FG candidates will have to disclose involvement in legal proceedings after Bailey case - Taoiseach

Varadkar says insurers have been warned that ‘Ireland isn’t Treasure Island’

Leo Varadkar is ordering all future Fine Gael election candidates to fully disclose their involvement in any legal proceedings in the wake of the Maria Bailey compensation claim controversy.

Personal liability actions and other court cases could no longer be treated as private matters for party members because of their impact on others standing in the polls, the Taoiseach said.

Mr Varadkar said it was impossible to quantify the full impact of Ms Bailey’s swing case claim on Fine Gael’s performance in the recent elections, but that “it was not a positive effect certainly”.

“I have a political party with 300 elected representatives: TDs, Senators, councillors, MEPs. They are all individuals, it is not an army and they often do these things without recourse to party or with the agreement of the party,” he said.


“One of the things we are going to change, and this is our party pledge, is we are going to make it a requirement now for all candidates to make us aware of previous convictions or court cases they may be getting involved in.

“We can’t just treat these things as private matters anymore because they do have an impact on the rest of the party, many of whom shouldn’t bear the consequences of this.”

Fine Gael has appointed a barrister, David Kennedy SC, to "establish all the facts" around Ms Bailey's now withdrawn action against the Dean Hotel in Dublin, where she alleged she had suffered injuries after falling from a swing in the hotel bar in July 2015.

She later said she had a bottle of beer in her hand while she was on the swing and was reaching for a friend’s bottle of wine.

Mr Varadkar said he hadn’t yet seen Mr Kennedy’s report, but Ms Bailey would be the first to see it and comment on it as part of due process.

Personal injuries claim

On recent revelations that Fine Gael TD Alan Farrell brought a personal injuries claim for up to €15,000 against Hertz Rent-A-Car after being involved in a collision with one of its vehicles, Mr Varadkar said there would be no internal party report into that matter.

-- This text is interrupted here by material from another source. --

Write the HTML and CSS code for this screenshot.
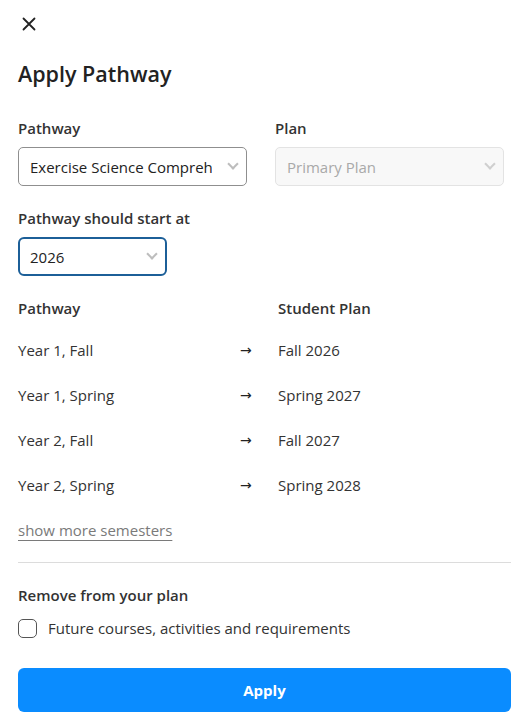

“It is a somewhat different one,” he said.

“He was rear-ended. The other driver accepted liability, the case was heard and there was a very modest settlement in his favour.”

The judge awarded Mr Farrell €2,500 for his injuries and said there was “little or no notation to back up a claim of significant whiplash”.

Mr Varadkar admitted the compensation cases did not reflect well on the senior government party and its efforts to tackle Ireland’s compensation culture, and its impact on high insurance premiums.

"It doesn't [look good] and that is something I have to deal with," he told The Marian Finucane Show, presented by Brendan O'Connor, on RTÉ Radio 1 on Saturday morning.

The Fine Gael party leader said some progress had been made on bringing down motor insurance and freezing health insurance rises but “the one we have a real difficulty with now is public liability insurance for business people.”

“For every person in Fine Gael who made a [compensation] claim, there are 10 or 20 people in Fine Gael who own a business,” he said.

“They are not happy about this at all as you can imagine.”

Spiralling premiums

Mr Varadkar said the Government was involved in “pretty robust engagement” with the insurance industry over spiralling premiums.

“They want a quantum change so the judiciary brings down the volume of claims,” he said. “We are saying to them we will only do those sort of things if you give us an assurance that you will actually reduce the premiums. We are not going to do it so they can make bigger profits.”

The Taoiseach said insurers had been warned that "Ireland isn't Treasure Island".

On the local elections, Mr Varadkar said a lot of votes in Dublin that might have gone to his party went to the Greens instead, while voters turning their back on the "far left" as the economy rebounded were turning to Fianna Fáil rather than Fine Gael.

“We didn’t see that coming,” he said.

“There is an issue in that for us . . . them going to Fianna Fáil rather than us is something we need to analyse.”

The Taoiseach also said if it was up to him there would not be a general election this year. He said if it was up to him the election would be in summer 2020, but he is in a minority government.